Goal
Collect resources, build roads and buildings, buy development cards, and be first to ten victory points on your own turn.
What is in the base box (classic island)
- Nineteen terrain hexes and eighteen number tokens (seven is skipped—robber instead).
- Six sea frame pieces and nine harbors.
- Resource cards, development cards, building pieces, robber, dice.
Building the island
Use the printed beginner picture or shuffle terrain face down, fill the frame, then place number tokens in alphabetical spiral order as the book describes. If you want popular fairness tweaks (like keeping sixes and eights apart), use the home generator instead of sorting chips by hand.
Before dice roll: starting settlements
Players take turns placing one settlement and one connected road, then reverse order for the second settlement and road. After the last house of the round, everyone takes starting cards from the tiles touching their second settlement.
Turn outline
- Roll dice — every settlement or city touching that number gives cards (cities give two).
- Trade — negotiate with players or use bank and port rates.
- Build or buy — roads, settlements, cities, or development cards.
Building costs
- Road — brick and lumber.
- Settlement — brick, lumber, wool, grain.
- City — three ore and two grain (replaces a settlement).
- Development card — ore, wool, grain.
Robber quick notes
While the robber sits on a terrain hex, that hex pays no resources. Knights from development cards also move the robber after certain steps on the card.
Victory pieces
- Settlement — one point; city — two points.
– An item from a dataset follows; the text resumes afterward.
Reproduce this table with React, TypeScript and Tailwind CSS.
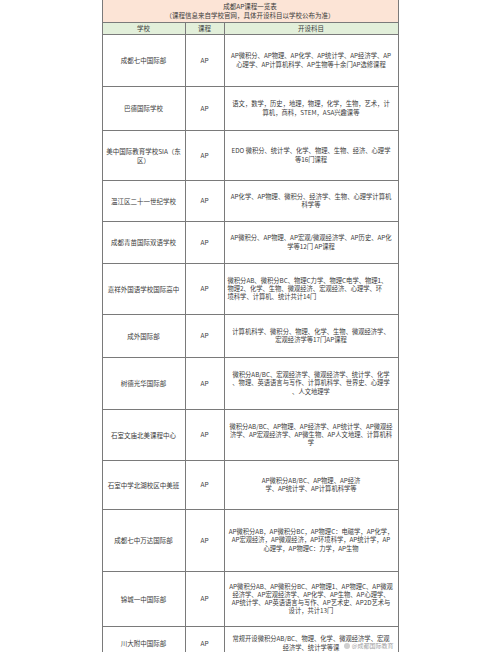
import React from 'react'

type Row = {
  school: string
  h: string
  lines: string[]
  left?: boolean
}

const rows: Row[] = [
  {
    school: '成都七中国际部',
    h: 'h-[52px]',
    lines: ['AP微积分、AP物理、AP化学、AP统计学、AP经济学、AP', '心理学、AP计算机科学、AP生物等十余门AP选修课程'],
  },
  {
    school: '巴德国际学校',
    h: 'h-[44px]',
    lines: ['语文，数学，历史，地理，物理，化学，生物，艺术，计', '算机，商科，STEM，ASA兴趣课等'],
  },
  {
    school: '美中国际教育学校SIA（东区）',
    h: 'h-[50px]',
    lines: ['EDO 微积分、统计学、化学、物理、生物、经济、心理学', '等16门课程'],
  },
  {
    school: '温江区二十一世纪学校',
    h: 'h-[41px]',
    lines: ['AP化学、AP物理、微积分、经济学、生物、心理学计算机', '科学等'],
  },
  {
    school: '成都青苗国际双语学校',
    h: 'h-[42px]',
    lines: ['AP微积分、AP物理、AP宏观/微观经济学、AP历史、AP化', '学等12门 AP课程'],
  },
  {
    school: '嘉祥外国语学校国际高中',
    h: 'h-[51px]',
    left: true,
    lines: ['微积分AB、微积分BC、物理C力学、物理C电学、物理1、', '物理2、化学、生物、微观经济、宏观经济、心理学、环', '境科学、计算机、统计共计14门'],
  },
  {
    school: '成外国际部',
    h: 'h-[43px]',
    lines: ['计算机科学、微积分、物理、化学、生物、微观经济学、', '宏观经济学等17门AP课程'],
  },
  {
    school: '树德光华国际部',
    h: 'h-[52px]',
    lines: ['微积分AB/BC、宏观经济学、微观经济学、统计学、化学', '、物理、英语语言与写作、计算机科学、世界史、心理学', '、人文地理学'],
  },
  {
    school: '石室文庙北美课程中心',
    h: 'h-[51px]',
    lines: ['微积分AB/BC、AP物理、AP经济学、AP统计学、AP微观经', '济学、AP宏观经济学、AP微生物、AP人文地理、计算机科', '学'],
  },
  {
    school: '石室中学北湖校区中美班',
    h: 'h-[49px]',
    lines: ['AP微积分AB/BC、AP物理、AP经济', '学、AP统计学、AP计算机科学等'],
  },
  {
    school: '成都七中万达国际部',
    h: 'h-[62px]',
    lines: ['AP微积分AB，AP微积分BC，AP物理C：电磁学，AP化学，', 'AP宏观经济，AP微观经济，AP环境科学，AP统计学，AP', '心理学，AP物理C：力学，AP生物'],
  },
  {
    school: '锦城一中国际部',
    h: 'h-[55px]',
    lines: ['AP微积分AB、AP微积分BC、AP物理1、AP物理C、AP微观', '经济学、AP宏观经济学、AP化学、AP生物、AP心理学、', 'AP统计学、AP英语语言与写作、AP艺术史、AP2D艺术与', '设计，共计13门'],
  },
  {
    school: '川大附中国际部',
    h: 'h-[34px]',
    lines: ['常规开设微积分AB/BC、物理、化学、微观经济学、宏观', '经济学、统计学等课'],
  },
]

function App() {
  return (
    <div className="min-h-screen bg-white flex justify-center font-['Noto_Sans_CJK_SC',sans-serif] text-[#3a3a3a]">
      <div className="w-[297px] border-x border-[#7a7a7a]">
        {/* 标题 */}
        <div className="h-[23px] bg-[#fce4d6] border-b border-[#7a7a7a] flex flex-col items-center justify-center text-[6.5px] leading-[9px]">
          <div>成都AP课程一览表</div>
          <div>（课程信息来自学校官网，具体开设科目以学校公布为准）</div>
        </div>

        {/* 表头 */}
        <div className="h-[12px] bg-[#e2efda] border-b border-[#7a7a7a] grid grid-cols-[83px_39px_1fr] text-[6.5px] leading-[11px] text-center">
          <div className="border-r border-[#7a7a7a]">学校</div>
          <div className="border-r border-[#7a7a7a]">课程</div>
          <div>开设科目</div>
        </div>

        {rows.map((r, i) => (
          <div key={i} className={`${r.h} border-b border-[#7a7a7a] grid grid-cols-[83px_39px_1fr] relative`}>
            <div className="border-r border-[#7a7a7a] flex items-center justify-center text-center px-[2px] text-[6.5px] leading-[9px]">
              {r.school}
            </div>
            <div className="border-r border-[#7a7a7a] flex items-center justify-center text-[6.5px]">AP</div>
            <div className={`flex flex-col justify-center px-[3px] text-[6.3px] leading-[8.2px] ${r.left ? 'items-start' : 'items-center'}`}>
              {r.lines.map((l, j) => (
                <div key={j} className="whitespace-nowrap">{l}</div>
              ))}
            </div>
            {i === rows.length - 1 && (
              <div className="absolute right-[4px] top-[14px] flex items-center gap-[2px] text-[6px] text-[#a0a0a0]">
                <span className="w-[6px] h-[6px] rounded-full bg-[#cfcfcf]"></span>
                <span>@成都国际教育</span>
              </div>
            )}
          </div>
        ))}
      </div>
    </div>
  )
}

export default App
- Longest road bonus — two points once you have five uninterrupted segments (and the longest chain).
- Largest army bonus — two points once you have played three knights (and the most active knights).
- Some development cards hide extra points until you can legally win.
Ports and bank trades
Generic ports improve the four-for-one bank rate; specialty ports match one resource type for two-for-one trades. Harbors stay on the frame—compare them to your generated terrain when planning openings.